[START OF Recorded information]
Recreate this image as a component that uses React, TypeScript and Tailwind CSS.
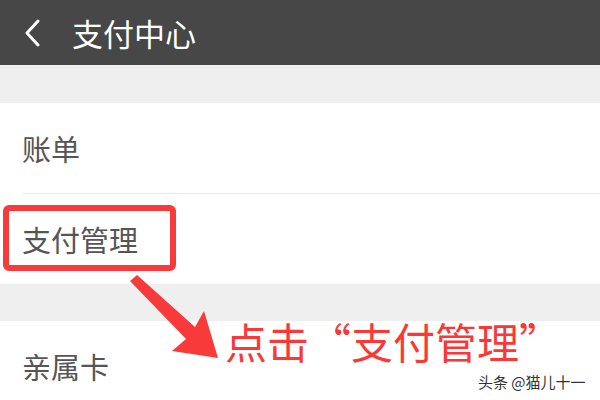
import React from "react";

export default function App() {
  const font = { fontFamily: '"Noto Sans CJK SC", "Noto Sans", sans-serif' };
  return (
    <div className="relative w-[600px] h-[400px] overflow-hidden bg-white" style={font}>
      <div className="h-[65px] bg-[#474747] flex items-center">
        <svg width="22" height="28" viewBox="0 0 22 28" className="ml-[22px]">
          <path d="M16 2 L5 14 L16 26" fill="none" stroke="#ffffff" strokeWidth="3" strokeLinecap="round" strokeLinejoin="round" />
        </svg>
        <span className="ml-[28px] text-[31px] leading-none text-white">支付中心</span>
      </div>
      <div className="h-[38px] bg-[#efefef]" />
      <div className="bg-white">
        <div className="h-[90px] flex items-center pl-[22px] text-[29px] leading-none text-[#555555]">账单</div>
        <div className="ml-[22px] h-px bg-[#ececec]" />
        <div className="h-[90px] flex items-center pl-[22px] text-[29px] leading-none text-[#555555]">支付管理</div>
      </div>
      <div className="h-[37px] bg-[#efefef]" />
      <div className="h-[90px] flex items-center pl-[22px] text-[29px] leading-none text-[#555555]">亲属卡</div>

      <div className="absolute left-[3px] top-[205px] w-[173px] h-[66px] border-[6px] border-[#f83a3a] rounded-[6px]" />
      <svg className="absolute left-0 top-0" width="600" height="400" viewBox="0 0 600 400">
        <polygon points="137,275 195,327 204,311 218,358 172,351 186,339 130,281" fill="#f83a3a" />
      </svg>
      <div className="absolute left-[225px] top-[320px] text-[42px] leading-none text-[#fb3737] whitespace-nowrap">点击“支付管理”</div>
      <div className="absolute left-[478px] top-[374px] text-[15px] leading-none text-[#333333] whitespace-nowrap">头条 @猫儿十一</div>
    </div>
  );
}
[END OF Recorded information]
Every line is to be duplicated exactly, though pictures stay out.

Recreate this image as a component that uses React, TypeScript and Tailwind CSS.
import React from "react";

export default function App() {
  const font = { fontFamily: '"Noto Sans CJK SC", "Noto Sans", sans-serif' };
  return (
    <div className="relative w-[600px] h-[400px] overflow-hidden bg-white" style={font}>
      <div className="h-[65px] bg-[#474747] flex items-center">
        <svg width="22" height="28" viewBox="0 0 22 28" className="ml-[22px]">
          <path d="M16 2 L5 14 L16 26" fill="none" stroke="#ffffff" strokeWidth="3" strokeLinecap="round" strokeLinejoin="round" />
        </svg>
        <span className="ml-[28px] text-[31px] leading-none text-white">支付中心</span>
      </div>
      <div className="h-[38px] bg-[#efefef]" />
      <div className="bg-white">
        <div className="h-[90px] flex items-center pl-[22px] text-[29px] leading-none text-[#555555]">账单</div>
        <div className="ml-[22px] h-px bg-[#ececec]" />
        <div className="h-[90px] flex items-center pl-[22px] text-[29px] leading-none text-[#555555]">支付管理</div>
      </div>
      <div className="h-[37px] bg-[#efefef]" />
      <div className="h-[90px] flex items-center pl-[22px] text-[29px] leading-none text-[#555555]">亲属卡</div>

      <div className="absolute left-[3px] top-[205px] w-[173px] h-[66px] border-[6px] border-[#f83a3a] rounded-[6px]" />
      <svg className="absolute left-0 top-0" width="600" height="400" viewBox="0 0 600 400">
        <polygon points="137,275 195,327 204,311 218,358 172,351 186,339 130,281" fill="#f83a3a" />
      </svg>
      <div className="absolute left-[225px] top-[320px] text-[42px] leading-none text-[#fb3737] whitespace-nowrap">点击“支付管理”</div>
      <div className="absolute left-[478px] top-[374px] text-[15px] leading-none text-[#333333] whitespace-nowrap">头条 @猫儿十一</div>
    </div>
  );
}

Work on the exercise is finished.